Are There Pitfalls to Growing Old in My Home?
Written by Anita Saulite
Wednesday, April 18th, 2018
One of the biggest considerations people approaching retirement must make is deciding on where to live.
Some people may consider selling the family home and downsizing to a smaller home or condo. Others might decide to move to a retirement community. According to the National Aging in Place Council, almost 90% of older adults prefer to grow old in their existing homes, or "age in place."
Aging in place is a matter of living in your home as long as possible and remaining independent.
Every situation is different. Aging in place might not be possible if a person is physically unable to live on his/her own. Similarly, a retirement community might not be ideal for someone who's independent and wants to stay that way.
According to the Canadian Association of Retired Persons (CARP), affordability is a real issue because many homecare services are not covered by provincial health plans. And the older a person gets, the greater the likelihood that he or she will need costly homecare. Here are some of the more common services people need.
As we age, mobility often becomes an issue. Many homes are not designed for wheelchair or walker access. Bathrooms and showers could become a challenge. You may have to renovate your home in order to increase your mobility. A typical bathroom could cost thousands of dollars to modify. Kitchen renovations are also expensive, as is equipment to help a person get up the stairs. Ramps may need to be built outside to get up walkways and driveways.
De-Clutter and Space Planning
It's really easy to accumulate a lifetime of things or clutter in your home. You may need to purge your home of unwanted items for better use of space and to make it easier to manoeuvre around each room.

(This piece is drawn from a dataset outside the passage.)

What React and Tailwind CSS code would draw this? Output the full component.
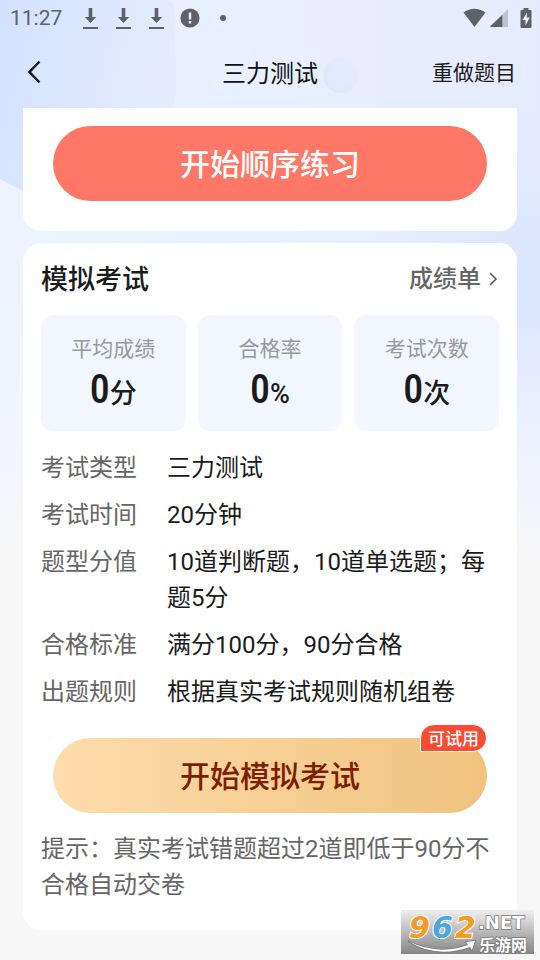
import React from 'react';

const stats = [
  { label: '平均成绩', value: '0', unit: '分' },
  { label: '合格率', value: '0', unit: '%' },
  { label: '考试次数', value: '0', unit: '次' },
];

const details = [
  { label: '考试类型', value: '三力测试' },
  { label: '考试时间', value: '20分钟' },
  { label: '题型分值', value: '10道判断题，10道单选题；每题5分' },
  { label: '合格标准', value: '满分100分，90分合格' },
  { label: '出题规则', value: '根据真实考试规则随机组卷' },
];

function Backdrop() {
  return (
    <svg
      className="absolute inset-0 -z-10 h-full w-full"
      viewBox="0 0 540 960"
      preserveAspectRatio="none"
      aria-hidden="true"
    >
      <defs>
        <linearGradient id="sky" x1="0" y1="0" x2="1" y2="0">
          <stop offset="0" stopColor="#eef3ff" />
          <stop offset="0.5" stopColor="#e8efff" />
          <stop offset="1" stopColor="#e6ecff" />
        </linearGradient>
        <radialGradient id="glow">
          <stop offset="0" stopColor="#d9e4ff" />
          <stop offset="1" stopColor="#d9e4ff" stopOpacity="0" />
        </radialGradient>
        <linearGradient id="panel" x1="0" y1="0" x2="1" y2="0.3">
          <stop offset="0" stopColor="#d3e0ff" />
          <stop offset="1" stopColor="#e5ecff" />
        </linearGradient>
        <linearGradient id="bubble" x1="0" y1="1" x2="1" y2="0">
          <stop offset="0" stopColor="#dbe6ff" />
          <stop offset="1" stopColor="#e8eeff" />
        </linearGradient>
        <linearGradient id="fade" x1="0" y1="0" x2="0" y2="1">
          <stop offset="0" stopColor="#f7f7f7" stopOpacity="0" />
          <stop offset="0.6" stopColor="#f5f7fc" stopOpacity="0.6" />
          <stop offset="1" stopColor="#f7f7f7" />
        </linearGradient>
      </defs>
      <rect width="540" height="960" fill="url(#sky)" />
      <ellipse cx="545" cy="300" rx="170" ry="190" fill="url(#glow)" />
      <path d="M0 0H165Q175 0 175 10V191H23L0 179Z" fill="url(#panel)" />
      <circle cx="341" cy="75" r="18" fill="url(#bubble)" />
      <rect y="290" width="540" height="270" fill="url(#fade)" />
      <rect y="559" width="540" height="401" fill="#f7f7f7" />
    </svg>
  );
}

function DownloadIcon() {
  return (
    <svg className="h-6 w-[15px]" viewBox="0 0 15 24" fill="#5f6166" aria-hidden="true">
      <path d="M5.700 2h3.600v9h3.900l-5.700 6-5.700-6h3.900z" />
      <path d="M0 21h15v2H0z" />
    </svg>
  );
}

function StatusBar() {
  return (
    <div className="flex h-9 items-center justify-between pr-2 pl-[10px] text-[#5f6166]">
      <div className="flex items-center">
        <span className="w-[73px] pt-[2px] text-[21px]">11:27</span>
        <div className="flex items-center gap-[18px]">
          <DownloadIcon />
          <DownloadIcon />
          <DownloadIcon />
        </div>
        <svg className="ml-4 h-5 w-5" viewBox="0 0 20 20" aria-hidden="true">
          <circle cx="10" cy="10" r="9.600" fill="#5f6166" />
          <path d="M8.800 4.500h2.400v7H8.800zM8.800 13h2.400v2.400H8.800z" fill="#e8eeff" />
        </svg>
        <span className="ml-5 h-[6px] w-[6px] rounded-full bg-[#5f6166]" />
      </div>
      <div className="flex items-center">
        <svg className="h-5 w-[23px]" viewBox="0 0 23 20" fill="#5f6166" aria-hidden="true">
          <path d="M0.500 4.500Q11.500-3 22.500 4.500L11.500 19z" />
        </svg>
        <svg className="ml-[3px] h-5 w-[19px]" viewBox="0 0 19 20" aria-hidden="true">
          <path d="M19 1V19H13V7z" fill="#bfc3cc" />
          <path d="M13.300 6.700V19H0.500z" fill="#5f6166" />
        </svg>
        <svg className="ml-3 h-5 w-3" viewBox="0 0 12 20" aria-hidden="true">
          <path d="M3.500 0h5v2H10.500q1 0 1 1V19q0 1-1 1H1.500q-1 0-1-1V3q0-1 1-1h2z" fill="#5f6166" />
          <path d="M7 4.500 2.500 12H5.500V17.500L9.700 9.500H6.700z" fill="#e8eeff" />
        </svg>
      </div>
    </div>
  );
}

function Header() {
  return (
    <header className="grid h-[72px] grid-cols-[1fr_auto_1fr] items-center px-6">
      <button type="button" aria-label="返回" className="justify-self-start">
        <svg className="h-6 w-5" viewBox="0 0 20 24" fill="none" stroke="#151515" strokeWidth="2.500" aria-hidden="true">
          <path d="M15.500 1.500 5.500 12l10 10.500" />
        </svg>
      </button>
      <h1 className="pt-[3px] text-2xl text-[#111]">三力测试</h1>
      <button type="button" className="justify-self-end pt-[3px] text-[21px] text-[#1b1b1b]">
        重做题目
      </button>
    </header>
  );
}

function Stat({ label, value, unit }) {
  return (
    <div className="flex h-[116px] flex-col items-center rounded-xl bg-[#f2f7ff] pt-[18px]">
      <span className="text-[21px] leading-8 text-[#97999d]">{label}</span>
      <div className="flex items-baseline font-medium text-[#1b1b1b]">
        <span className="font-['Roboto_Condensed','Roboto',sans-serif] text-[40px] leading-[50px]">{value}</span>
        <span className="text-[27px] leading-9">{unit}</span>
      </div>
    </div>
  );
}

function Watermark() {
  return (
    <svg
      className="absolute right-[6px] bottom-[6px] h-[44px] w-[133px]"
      viewBox="0 0 133 44"
      role="img"
      aria-label="962.NET 乐游网"
    >
      <defs>
        <linearGradient id="plate" x1="0" y1="0" x2="0" y2="1">
          <stop offset="0" stopColor="#efefef" />
          <stop offset="0.4" stopColor="#c4c4c4" />
          <stop offset="1" stopColor="#858585" />
        </linearGradient>
      </defs>
      <rect width="133" height="44" fill="url(#plate)" />
      <g
        fontFamily="DejaVu Sans, sans-serif"
        fontWeight="700"
        fontStyle="italic"
        fontSize="30"
        stroke="#fff"
        strokeWidth="2"
        paintOrder="stroke"
      >
        <text x="8" y="28" fill="#f59a23">9</text>
        <text x="31" y="28" fill="#4aa8e0">6</text>
        <text x="54" y="28" fill="#f59a23">2</text>
      </g>
      <g fill="#fff" stroke="#777" strokeWidth="1.500" paintOrder="stroke" fontWeight="700">
        <text x="77" y="19" fontFamily="DejaVu Sans, sans-serif" fontSize="18">.NET</text>
        <text x="78" y="41" fontFamily="Noto Sans CJK SC, sans-serif" fontSize="16">乐游网</text>
        <path d="M7 31Q37 46 67 35L65 32 74 31 71 40 69 37Q35 49 7 31Z" />
      </g>
    </svg>
  );
}

export default function App() {
  return (
    <div className="relative isolate min-h-screen overflow-hidden pb-[30px] font-['Roboto','Noto_Sans_CJK_SC',sans-serif]">
      <Backdrop />
      <StatusBar />
      <Header />

      <main className="flex flex-col gap-3 px-[23px]">
        <section className="rounded-b-[18px] bg-white px-[30px] pt-[18px] pb-[30px]">
          <button
            type="button"
            className="h-[75px] w-full rounded-full bg-[#ff7867] pt-[2px] text-[30px] font-medium text-white"
          >
            开始顺序练习
          </button>
        </section>

        <section className="rounded-[18px] bg-white px-[18px] pt-4 pb-[27px]">
          <div className="flex h-10 items-center justify-between">
            <h2 className="pt-[2px] text-[27px] font-medium text-[#1b1b1b]">模拟考试</h2>
            <a href="#scores" className="flex items-center gap-1 text-2xl font-medium text-[#666]">
              成绩单
              <svg className="h-4 w-[14px]" viewBox="0 0 14 16" fill="none" stroke="#555" strokeWidth="1.500" aria-hidden="true">
                <path d="M5 2l6 6-6 6" />
              </svg>
            </a>
          </div>

          <div className="mt-4 grid grid-cols-3 gap-3">
            {stats.map((s) => (
              <Stat key={s.label} {...s} />
            ))}
          </div>

          <dl className="mt-[19px] flex flex-col gap-[11px] text-2xl leading-9">
            {details.map((d) => (
              <div key={d.label} className="flex">
                <dt className="w-[126px] shrink-0 text-[#666]">{d.label}</dt>
                <dd className="text-[#1b1b1b]">{d.value}</dd>
              </div>
            ))}
          </dl>

          <div className="relative mt-7 px-3">
            <button
              type="button"
              className="h-[75px] w-full rounded-full bg-linear-to-r from-[#ffdcae] to-[#f0c27c] pt-[2px] text-[30px] font-medium text-[#7b1f00]"
            >
              开始模拟考试
            </button>
            <span className="absolute -top-[14px] right-3 flex h-7 items-center rounded-full rounded-bl-none border border-white bg-[#fd4a33] px-[7px] pt-[3px] text-[17px] font-medium text-white">
              可试用
            </span>
          </div>

          <p className="mt-[18px] text-2xl leading-9 text-[#666]">
            提示：真实考试错题超过2道即低于90分不合格自动交卷
          </p>
        </section>
      </main>

      <Watermark />
    </div>
  );
}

There are companies across Canada that specialize in removing stuff from a person's home, in case there are no family or friends to help.
Meals and Groceries
Winter in some parts of Canada can pose a major challenge to those with reduced mobility. Getting to the grocery store when there are icy conditions may prove impossible. Community organizations involved in the "Meals on Wheels" program have been providing daily meal services to the elderly for years. Grocery stores in your neighbourhood may also provide delivery services, and a tip might be the only additional cost.
Medical attention or getting to the doctor may be needed. If you're not mobile, an in-home service might be your best option. As the population ages, private homecare has adapted for people who don't need a full-time caretaker or who have budgetary restrictions. There may also be public options available.
Getting in or out of your home is another consideration, particularly in winter months. Snow clearing of your driveway will be a must, as well as lawn care in the summer. These services could be expensive depending on where you live.
There are added expenses to aging in place, and they can have an impact on someone's retirement cash flow. Living at home when you're older isn't the same as when you're younger and can do most things by yourself. It's essential to budget for the added expense aging in place brings.